Sul fronte della transizione ecologica, il governo Meloni ha adottato una posizione apertamente critica, definendo le politiche Ue «ideologiche» e «disastrose», e chiedendo addirittura la sospensione delle regole più stringenti, specie per il settore automotive già duramente colpito. Era queste una delle promesse più feconde tra quelle fatte all’elettorato del centrodestra, giustamente scettico verso un approccio europeo fondato su divieti, pianificazione, tasse e regole per promuovere l’ecologismo. La premier e i suoi ministri hanno più volte rivendicato la necessità di un approccio «pragmatico», ma nei fatti questa linea si è tradotta in una resistenza passiva alla transizione verde, che ha prodotto alcune correzioni ma non ha fermato gli obiettivi di decarbonizzazione – ancora utopistici oggi e ancora in vigore – fissati dalla Unione europea.

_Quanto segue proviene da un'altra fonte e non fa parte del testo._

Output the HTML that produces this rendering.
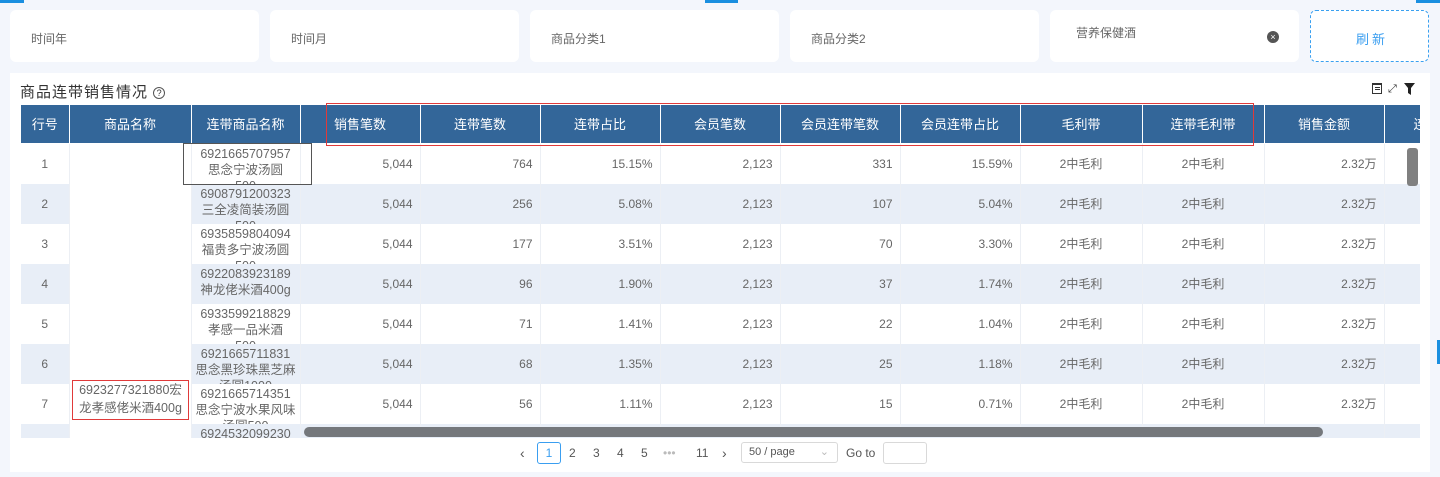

Certo il governo può dire di aver contribuito all’alleggerimento di alcune regolamentazioni, come quella sulle multe rinviate ai produttori di auto o di aver alleggerito la direttiva case green, ma la promessa di smontare l’ecologismo è per gran parte irrealizzata. Lo si nota dalle difficoltà che l’esecutivo attraversa sul dossier Ilva. Il ministro Urso si lamenta della transizione ecologica che mette in difficoltà i produttori di acciaio e rende accidentato il rilancio dell’acciaieria italiana, ma alla fine proprio i partiti della maggioranza, oramai al potere da due anni e mezzo, hanno raccolto poco a Bruxelles rispetto a questo.
Sempre su Ilva, inoltre, sembra andare in frantumi il sovranismo economico con Acciaierie Italia vicina alla cessione a Baku Steel, un produttore controllato da uno stato straniero e con un piano industriale per Taranto oggi poco chiaro. Chi si aspettava una nazionalizzazione di Ilva, con un rilancio industriale che passava anche attraverso una lotta contro l’ambientalismo, è rimasto deluso. Anche sull’automotive, e la sua filiera, il governo viaggia a fari spenti nella notte. È alta la probabilità che nei prossimi anni questo dovrà occuparsi più di cassa integrazione che di possibilità di sviluppo industriale.

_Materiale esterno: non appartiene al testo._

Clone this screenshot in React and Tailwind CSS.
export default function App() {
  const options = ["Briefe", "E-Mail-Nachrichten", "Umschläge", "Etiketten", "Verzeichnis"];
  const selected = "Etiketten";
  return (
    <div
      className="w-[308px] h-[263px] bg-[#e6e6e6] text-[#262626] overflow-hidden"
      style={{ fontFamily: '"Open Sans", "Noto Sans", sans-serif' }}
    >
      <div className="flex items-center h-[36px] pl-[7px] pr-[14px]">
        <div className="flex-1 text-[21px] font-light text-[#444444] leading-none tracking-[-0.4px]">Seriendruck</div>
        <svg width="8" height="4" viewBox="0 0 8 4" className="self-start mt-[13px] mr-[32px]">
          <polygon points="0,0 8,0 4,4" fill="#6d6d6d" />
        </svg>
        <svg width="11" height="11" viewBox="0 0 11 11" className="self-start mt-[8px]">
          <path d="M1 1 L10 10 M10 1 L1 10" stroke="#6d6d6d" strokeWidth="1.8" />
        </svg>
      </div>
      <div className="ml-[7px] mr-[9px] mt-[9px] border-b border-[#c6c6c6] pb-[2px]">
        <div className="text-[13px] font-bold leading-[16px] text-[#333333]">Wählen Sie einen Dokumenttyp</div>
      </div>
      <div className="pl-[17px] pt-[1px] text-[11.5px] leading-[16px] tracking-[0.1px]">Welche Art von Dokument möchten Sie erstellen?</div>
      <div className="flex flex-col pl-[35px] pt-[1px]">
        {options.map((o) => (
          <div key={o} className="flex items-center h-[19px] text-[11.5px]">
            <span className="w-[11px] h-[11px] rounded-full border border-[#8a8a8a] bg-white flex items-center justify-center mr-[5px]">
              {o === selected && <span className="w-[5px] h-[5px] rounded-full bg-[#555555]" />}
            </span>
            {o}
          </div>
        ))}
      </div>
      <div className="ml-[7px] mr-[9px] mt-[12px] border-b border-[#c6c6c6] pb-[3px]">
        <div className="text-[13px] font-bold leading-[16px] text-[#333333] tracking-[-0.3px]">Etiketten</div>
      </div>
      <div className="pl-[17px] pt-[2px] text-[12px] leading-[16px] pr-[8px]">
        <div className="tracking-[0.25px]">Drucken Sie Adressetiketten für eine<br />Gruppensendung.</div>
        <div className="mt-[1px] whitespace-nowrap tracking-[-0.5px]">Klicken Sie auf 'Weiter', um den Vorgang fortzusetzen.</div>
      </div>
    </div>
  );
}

È il segno che il governo, per mancanza di fondi, di competenze e di volontà politica, non riesce ad avere una politica di sviluppo industriale. Si pensi anche alle grandi infrastrutture energetiche, come i rigassficatori per non parlare ovviamente del nucleare, che restano un tabù anche per un governo che tra produttori e settore privato annovera i propri principali sostenitori. Se contestare l’ideologia ambientalista è senza dubbio una strategia politica, che nel caso dei partiti di destra ha portato consenso, questa è molto più difficile da trasformare in una strategia di governo. Lo stesso Pnrr, pur rimaneggiato dal governo dando maggiore spazio agli incentivi industriali, è rimasto un’arma spuntata per il rilancio della competitività per colpa di tutti i governi che ci hanno lavorato.

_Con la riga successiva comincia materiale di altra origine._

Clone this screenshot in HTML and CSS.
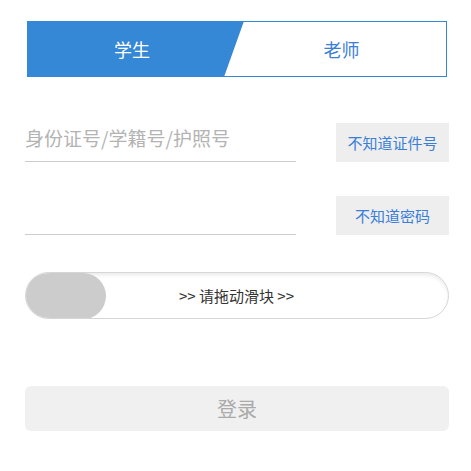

Infine, uscire da politiche pubbliche che sono incardinate da anni a livello europeo è difficile, anche quando si ha la maggioranza degli elettori dalla propria parte. Il governo, dunque, è costretto ad una transizione ecologica obtorto collo, fatta puntando i piedi ma non potendo più di tanto modificarne gli impatti. L’attuazione del Pnrr e della Transizione 5.0 ne sono un esempio. E poi, oltre all’opposizione nei confronti delle politiche pre-esistenti, non si intravedono strategie per spingere lo sviluppo industriale ed economico italiano.
Il centrodestra può sempre raccontare ai propri elettori di aver evitato il peggio, di aver frenato il frenabile sul green, ma un governo che si avvia alla sua quarta legge di bilancio oramai pare aver inciso davvero poco sul piano dell’economia reale. Non è una questione solo di parte, visto che tali questioni di sviluppo economico sembrano esser state rimosse anche dalla sinistra, ma riguarda il futuro del paese. Della sua futura forza, del suo benessere, della sua capacità industriale, ma oggi – tra enfasi sulla geopolitica e schermaglie su temi secondari – la classe politica non sembra curarsene affatto.